Seja como for, apreensões mais atentas aos condicionantes sociais e históricos da produção amadiana seriam de grande valor para melhor nuançar aquelas explicações de feitio celebrativo, que, fazendo eco às visões a posteriori do próprio Jorge Amado, acabaram muitas vezes associando a aparição e a presença da população negra e mestiça em sua literatura ora como derivações mais ou menos mecânicas de sua origem baiana, ora como uma espécie de objetivação descontrolada e natural de seu “dom de simpatia” pelo povo.

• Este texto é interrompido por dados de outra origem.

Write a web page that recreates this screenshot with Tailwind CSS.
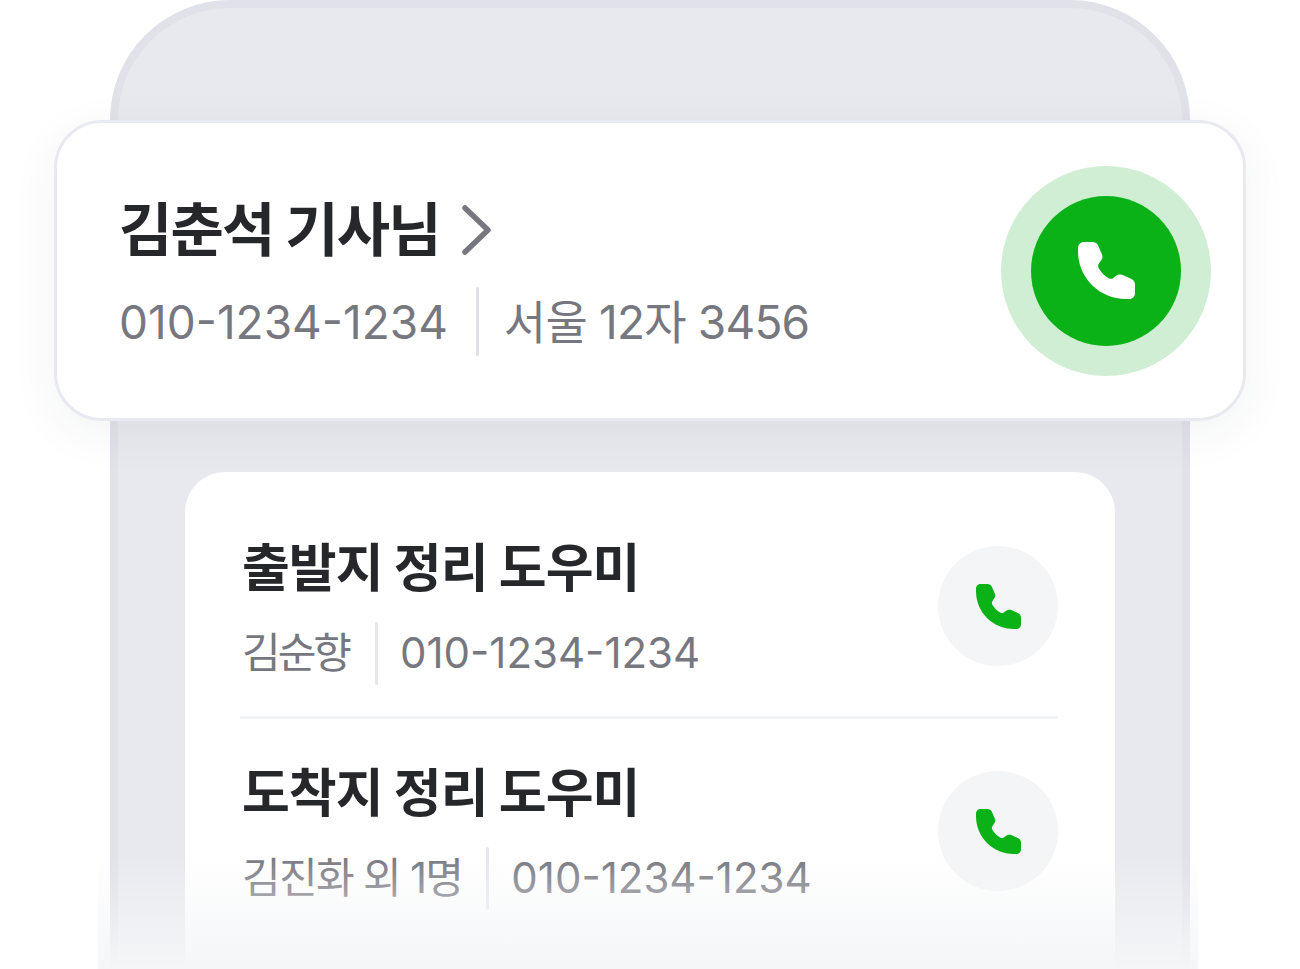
<!DOCTYPE html>
<html lang="ko">
<head>
    <meta charset="UTF-8">
    <meta name="viewport" content="width=device-width, initial-scale=1.0">
    <title>기사님 연락처</title>
    <script src="https://cdn.jsdelivr.net/npm/@tailwindcss/browser@4"></script>
</head>
<body class="bg-white">
    <main class="relative w-[1300px] h-[969px] overflow-hidden bg-white font-['Inter','Noto_Sans_CJK_KR',sans-serif]">
        <!-- 폰 프레임 -->
        <div class="mx-[110px] h-[1100px] rounded-t-[120px] border-[8px] border-b-0 border-[#e0e1e9] bg-[#e8e9ee] pt-[112px]">
            <!-- 기사님 카드 -->
            <section class="relative -mx-[64px] flex h-[301px] items-center justify-between rounded-[48px] border-[3px] border-[#e8e9f1] bg-white pl-[62px] pr-[32px] shadow-[0_12px_48px_rgba(40,44,70,0.06)]">
                <div class="mt-[10px]">
                    <div class="flex items-center gap-[22px]">
                        <h1 class="text-[58px] leading-[70px] font-bold tracking-[-1.9px] text-[#26272b]">김춘석 기사님</h1>
                        <svg class="w-[29px] h-[50px]" viewBox="0 0 29 50" fill="none"><path d="M3 3 L26 25 L3 47" stroke="#77787f" stroke-width="5.500" stroke-linecap="round" stroke-linejoin="round"/></svg>
                    </div>
                    <div class="mt-[22px] flex items-center text-[46px] leading-[68px] text-[#77787f]">
                        <span>010-1234-1234</span>
                        <span class="ml-[28px] mr-[25px] h-[69px] w-[3px] rounded-full bg-[#e0e1e9]"></span>
                        <span class="tracking-[-0.8px]">서울 12자 3456</span>
                    </div>
                </div>
                <div class="flex h-[210px] w-[210px] items-center justify-center rounded-full bg-[#d0eed3]">
                    <div class="flex h-[150px] w-[150px] items-center justify-center rounded-full bg-[#0ab217]">
                        <svg class="w-[57px] h-[57px]" viewBox="0 0 56 56" fill="#ffffff"><path d="M6 0 H14 C17 0 19 1.500 20 4 L23.500 12 C24.500 14.500 24 16.500 22 19 L20.500 21 C19.500 22.500 19.500 24 20.500 26 C23 30 26 33 30 35.500 C32 36.500 33.500 36.500 35 35 L37 33.500 C39 32 41.500 31.500 44 32.500 L52 36 C54.500 37 56 39 56 42 V50 C56 53.500 53.500 56 50 56 H47 C21 56 0 35 0 9 V6 C0 2.500 2.500 0 6 0 Z"/></svg>
                    </div>
                </div>
            </section>
            <!-- 정리 도우미 목록 -->
            <section class="mx-[67px] mt-[51px] h-[600px] rounded-[40px] bg-white pl-[55px] pr-[57px]">
                <div class="flex h-[247px] items-center justify-between border-b-[3px] border-[#f3f4f6] pt-[24px]">
                    <div class="ml-[2px] mt-[10px]">
                        <h2 class="text-[52px] leading-[62px] font-bold tracking-[-1px] text-[#26272b]">출발지 정리 도우미</h2>
                        <div class="mt-[22px] flex items-center text-[42px] leading-[62px] text-[#77787f]">
                            <span class="tracking-[-3px]">김순향</span>
                            <span class="ml-[26px] mr-[22px] h-[63px] w-[3px] rounded-full bg-[#e6e7ed]"></span>
                            <span>010-1234-1234</span>
                        </div>
                    </div>
                    <div class="flex h-[120px] w-[120px] items-center justify-center rounded-full bg-[#f4f5f7]">
                        <svg class="w-[45px] h-[45px]" viewBox="0 0 56 56" fill="#0ab217"><path d="M6 0 H14 C17 0 19 1.500 20 4 L23.500 12 C24.500 14.500 24 16.500 22 19 L20.500 21 C19.500 22.500 19.500 24 20.500 26 C23 30 26 33 30 35.500 C32 36.500 33.500 36.500 35 35 L37 33.500 C39 32 41.500 31.500 44 32.500 L52 36 C54.500 37 56 39 56 42 V50 C56 53.500 53.500 56 50 56 H47 C21 56 0 35 0 9 V6 C0 2.500 2.500 0 6 0 Z"/></svg>
                    </div>
                </div>
                <div class="flex h-[224px] items-center justify-between">
                    <div class="ml-[2px] mt-[10px]">
                        <h2 class="text-[52px] leading-[62px] font-bold tracking-[-1px] text-[#26272b]">도착지 정리 도우미</h2>
                        <div class="mt-[22px] flex items-center text-[42px] leading-[62px] text-[#77787f]">
                            <span class="tracking-[-1.7px]">김진화 외 1명</span>
                            <span class="ml-[24px] mr-[22px] h-[63px] w-[3px] rounded-full bg-[#e6e7ed]"></span>
                            <span>010-1234-1234</span>
                        </div>
                    </div>
                    <div class="flex h-[120px] w-[120px] items-center justify-center rounded-full bg-[#f4f5f7]">
                        <svg class="w-[45px] h-[45px]" viewBox="0 0 56 56" fill="#0ab217"><path d="M6 0 H14 C17 0 19 1.500 20 4 L23.500 12 C24.500 14.500 24 16.500 22 19 L20.500 21 C19.500 22.500 19.500 24 20.500 26 C23 30 26 33 30 35.500 C32 36.500 33.500 36.500 35 35 L37 33.500 C39 32 41.500 31.500 44 32.500 L52 36 C54.500 37 56 39 56 42 V50 C56 53.500 53.500 56 50 56 H47 C21 56 0 35 0 9 V6 C0 2.500 2.500 0 6 0 Z"/></svg>
                    </div>
                </div>
            </section>
        </div>
        <!-- 하단 페이드 -->
        <div class="absolute bottom-0 left-[98px] h-[114px] w-[1100px] bg-gradient-to-b from-white/0 to-[#f5f6f8]"></div>
    </main>
</body>
</html>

Surgindo na literatura nacional num período de forte radicalização ideológica e no qual o campo intelectual brasileiro tendia a se representar nos mesmos moldes das divisões do campo político, o envolvimento de Jorge Amado com os assuntos afro-brasileiros não deixou de ser o retrato candente dos esforços mais abrangentes de apropriação simbólica de um segmento específico da população nacional, cujas aspirações e interesses os comunistas queriam atrelados às suas representações como mandatários do proletariado nascente e demais grupos oprimidos da sociedade brasileira.

GUSTAVO ROSSI é doutor em antropologia social pela Unicamp e autor de As cores da revolução – A literatura de Jorge Amado nos anos 30 (Annablume/Fapesp)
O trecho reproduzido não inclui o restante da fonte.